Catching wind of the changes in legislation and incentive structures, scores of other companies quickly followed.
Equipment makers and systems designers like Trane, Johnson Controls, Honeywell and Carrier Corp. have all been working overtime to make their products and services known to New York's large building owners. And those owners are increasingly receptive to their solicitations, executives say.
The packages the companies are selling vary wildly.
Waite specializes in designing, evaluating and rehabilitating entire building enclosures.
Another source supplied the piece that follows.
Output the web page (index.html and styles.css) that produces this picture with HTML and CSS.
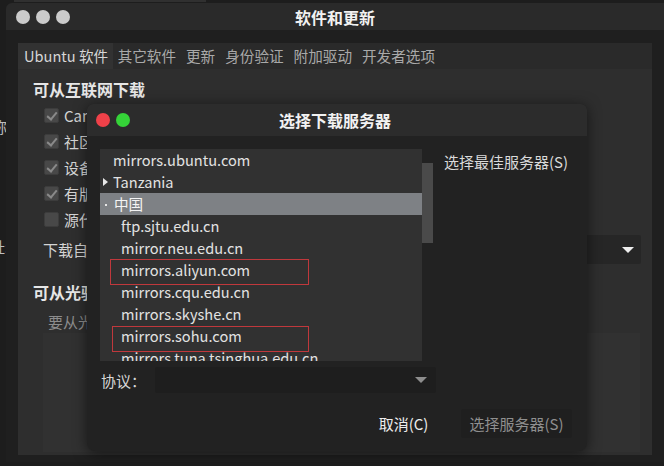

He can help building owners assess their properties from top to bottom, calculating how heat, light, air and moisture travel through a building to pinpoint where modifications can be made to maximum benefit.
At least half a dozen buildings have swapped their old HVAC equipment for systems that generate ice during the night, to cool the air conditioning in daytime.
Other buildings seem to be taking things in stages, beginning first with changing entire lighting systems, then later looking at window films or replacements before considering the bigger ticket items.
Meanwhile, the city is doubling down on its energy efficiency bet as the green retrofitting movement gains popularity here.
Late last month the mayor's Office of Long-Term Planning and Sustainability gathered together experts from NRDC, the city's Department of Environmental Protection, Citigroup, Deutsche Bank and elsewhere to launch the New York City Energy Efficiency Corp.
The group plants to seek 501(c)(3) nonprofit status from the federal Internal Revenue Service and capital from the federal Department of Energy and philanthropic organizations to expand incentives to property owners that should encourage them to make their older existing structures as energy efficient as possible.
"It is a very exciting time and there is tremendous potential to reduce energy use in New York," Waite said. "It is also important for an owner to know that the specific package of measures that can benefit their building is unique and to take this opportunity to identify a package that works for them in the long term".